Ainsi, Marx et McCabe n’ont pas la même conception des communautés rédemptrices post-révolutionnaires. Marx croit au salut de ceux qu’on a dépossédés d’eux-mêmes par des conditions de travail aliénantes et l’humiliation infligée à leur classe. La finalité de la lutte des classes se résulte en l’octroi principal des droits humains qu’on leur a confisqués et l’établissement d’une égalité matérielle et structurelle. McCabe, lui, revendique le salut de ceux qui ont la foi et qui, pour se faire, se sont dépossédés d’eux-mêmes et de leur affirmation de soi. « La classe libératrice est composée de ceux qui sont plongés dans une pauvreté plus profonde que celle du prolétariat. Ils ont dépassé une pauvreté infligée de l’extérieur, pour atteindre une pauvreté plus profonde, celle de l’esprit ». Pour McCabe, les pauvres sont bien ceux qui posséderont le Royaume des Cieux, mais cette rédemption n’est pas réservée qu’aux prolétaires. « Marx ne prétend en finir qu’avec l’aliénation générée par les conditions de vie, et particulièrement les conditions de travail. Jésus prétend en finir avec l’aliénation qui entraîne la mort ».
Le salut aujourd’hui
Est-il pertinent de penser dès à présent au salut du monde ? De le placer en dehors des conditions bien présentes de la vie sur terre ? Si le salut est ailleurs, cela n’aurait-il pas pour effet de calmer l’ardeur des plus déterminés à renverser une structure économique qui cause un tort innommable à la Création tout entière ? Considérer les observations de McCabe sur la nécessité de la lutte des classes et ses limites présente deux intérêts majeurs. Premièrement, de prémunir tout mouvement révolutionnaire de se transformer en ce qu’il décrie. Et deuxièmement, par cet examen de conscience renouvelé, de lui donner une force de frappe attrayante et profonde, car lucide et confiante sur la justesse de l’objectif visé : l’amitié.
[1] Poste duquel il sera licencié en 1967, après qu’il y écrit que l’Église est corrompue mais que cela n’est pas pour lui une raison suffisante de la quitter.
[2] Herbert McCabe, Révolution sociale et amour chrétien (Cerf, 2023, préface de Timothy Radcliffe, introduction et traduction de Benoît Gautier).
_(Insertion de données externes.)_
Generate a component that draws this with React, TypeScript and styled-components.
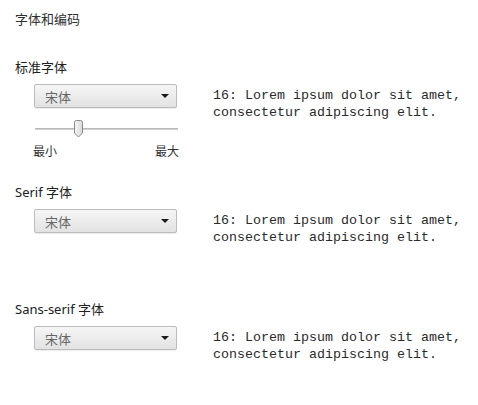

[3] Jus ad bellum. Principe de la cause juste : la guerre doit être un dernier recours, pour corriger un tort grave, comme une agression, et viser le rétablissement de la paix.
[4] En 1954, le pape Pie XII ordonne aux prêtres-ouvriers de limiter leur présence en usine à trois heures par jour et de cesser toute activité syndicale. En 1959, de nouvelles directives romaines interdisent formellement aux prêtres d’exercer un travail manuel. En 1965, à l’issue du concile Vatican II, l’expérience des prêtres-ouvriers est de nouveau autorisée, mais dans des conditions différentes.